British built Simplex locos were used to haul the cane trucks along the main lines of Harwood Island. These main lines went from the mill to the western end, eastern end and northern ends of the island and serviced the central sector of the island; the outer areas were serviced by tugs and barges.
A short main line also serviced a small area of Palmers Island, but these trucks were hauled to the riverbank derricks by a converted Fordson tractor. Each cane truck carried between 1 ½ and 2 tons of cane, depending on the variety and age of the cane.
The original cane trucks were built of steel in England and imported to NSW and as the steel units sustained quite a bit of damage over a period of years, instead of refurbishing them from steel, the rolling stock was utilised under wooden frames. These were cheaper and easier to maintain in the longer term.

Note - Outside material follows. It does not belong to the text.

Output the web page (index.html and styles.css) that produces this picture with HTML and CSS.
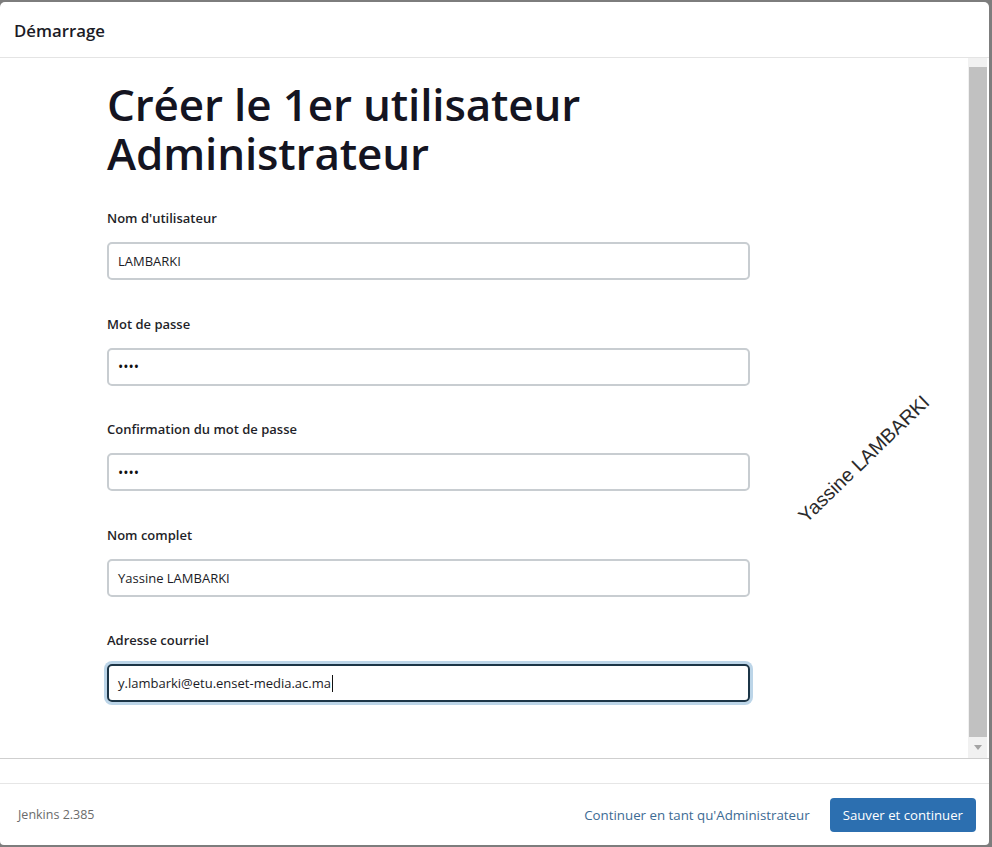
FILE: index.html
```html
<!DOCTYPE html>
<html lang="fr">
<head>
<meta charset="utf-8">
<title>Démarrage</title>
<link rel="stylesheet" href="styles.css">
</head>
<body>
<div class="dialog">
  <div class="header">Démarrage</div>
  <div class="frame">
    <div class="form-area">
      <h1 class="title"><span class="title-line">Créer le 1er utilisateur</span><span class="title-line">Administrateur</span></h1>
      <div class="field">
        <label class="label">Nom d'utilisateur</label>
        <div class="input">LAMBARKI</div>
      </div>
      <div class="field">
        <label class="label">Mot de passe</label>
        <div class="input"><span class="dots">••••</span></div>
      </div>
      <div class="field">
        <label class="label">Confirmation du mot de passe</label>
        <div class="input"><span class="dots">••••</span></div>
      </div>
      <div class="field">
        <label class="label">Nom complet</label>
        <div class="input">Yassine LAMBARKI</div>
      </div>
      <div class="field">
        <label class="label">Adresse courriel</label>
        <div class="input focused">y.lambarki@etu.enset-media.ac.ma<span class="caret"></span></div>
      </div>
      <div class="watermark">Yassine LAMBARKI</div>
    </div>
    <div class="scrollbar">
      <div class="sb-up"></div>
      <div class="sb-thumb"></div>
      <div class="sb-down"><span class="sb-arrow"></span></div>
    </div>
  </div>
  <div class="spacer"></div>
  <div class="footer">
    <span class="version">Jenkins 2.385</span>
    <div class="actions">
      <a class="link">Continuer en tant qu'Administrateur</a>
      <button class="btn">Sauver et continuer</button>
    </div>
  </div>
</div>
</body>
</html>
```

FILE: styles.css
```css
* { box-sizing: border-box; }
html, body { margin: 0; padding: 0; }
body {
  background: #7d7d7d;
  width: 992px;
  height: 847px;
  overflow: hidden;
  font-family: "Open Sans", "Noto Sans", sans-serif;
  color: #1b1b26;
}
.dialog {
  width: 989px;
  height: 843px;
  margin-top: 2px;
  background: #fff;
  border-radius: 5px 5px 4px 4px;
  display: flex;
  flex-direction: column;
  overflow: hidden;
}
.header {
  height: 56px;
  flex: none;
  border-bottom: 1px solid #e4e4e4;
  padding: 1px 14px 0;
  display: flex;
  align-items: center;
  font-size: 16.8px;
  font-weight: 600;
  color: #1b1b26;
}
.frame {
  height: 701px;
  flex: none;
  border-bottom: 1px solid #cfcfcf;
  display: flex;
}
.form-area {
  flex: 1;
  position: relative;
  padding: 22px 0 0 107px;
}
.title {
  margin: 0 0 30px;
  font-size: 44px;
  font-weight: 600;
  color: #141421;
  letter-spacing: -0.15px;
}
.title-line {
  display: block;
  height: 49px;
  line-height: 49px;
}
.field {
  width: 643px;
  margin-bottom: 33.5px;
}
.label {
  display: block;
  font-size: 13px;
  line-height: 20px;
  font-weight: 600;
  color: #1f1f29;
  margin-bottom: 14px;
}
.input {
  height: 38px;
  border: 2px solid #c8cdd1;
  border-radius: 5px;
  padding: 0 9px;
  display: flex;
  align-items: center;
  font-size: 13px;
  color: #1b1b26;
}
.dots {
  font-size: 14px;
  color: #111;
}
.input.focused {
  border-color: #1c3547;
  box-shadow: 0 0 0 3px #bcd5e8;
}
.caret {
  display: inline-block;
  width: 1px;
  height: 17px;
  background: #111;
  margin-left: 1px;
}
.watermark {
  position: absolute;
  left: 864px;
  top: 401px;
  transform: translate(-50%, -50%) rotate(-44deg);
  font-family: "Liberation Sans", Arial, sans-serif;
  font-size: 19.6px;
  color: #2b2b2b;
  white-space: nowrap;
}
.scrollbar {
  width: 19px;
  margin-right: 2px;
  flex: none;
  background: #f1f1f1;
  display: flex;
  flex-direction: column;
}
.sb-up { height: 9px; flex: none; }
.sb-thumb {
  flex: 1;
  margin-left: 1px;
  background: #c1c1c1;
}
.sb-down {
  height: 21px;
  flex: none;
  display: flex;
  align-items: center;
  justify-content: center;
}
.sb-arrow {
  width: 0;
  height: 0;
  border-left: 4px solid transparent;
  border-right: 4px solid transparent;
  border-top: 5px solid #a3a3a3;
}
.spacer {
  height: 25px;
  flex: none;
  border-bottom: 1px solid #e6e6e6;
}
.footer {
  flex: 1;
  display: flex;
  align-items: center;
  justify-content: space-between;
  padding: 0 13px 0 18px;
}
.version {
  font-size: 12.5px;
  color: #6b6b6b;
}
.actions {
  display: flex;
  align-items: center;
  gap: 20px;
}
.link {
  font-size: 13.3px;
  color: #3d6b94;
  text-decoration: none;
}
.btn {
  height: 34px;
  padding: 0 13px;
  border: none;
  border-radius: 4px;
  background: #2c6fb0;
  color: #fff;
  font-family: inherit;
  font-size: 13.2px;
}
```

This cane truck would have been constructed at the Harwood Mill workshops during the late 1950’s to mid 1960’s.
The tramlines used with this system were 19 inch gauge, whereas the Queensland system used a 24 inch narrow gauge line. Early records show the small gauge line in use in early 1900 in the Tweed and Richmond sugar areas.
As a child, Ken was brought up on Harwood Island, and has fond memories of riding on the cane trucks, “ It was quite a common past time for us kids on a Sunday afternoon, the sugar mill rarely worked at weekends in those days. Of course, it would never be allowed today.”
Ken has meticulously restored this trolley, and would particularly like to thank Notaras & Sons, Grafton, for donating the timber for this project.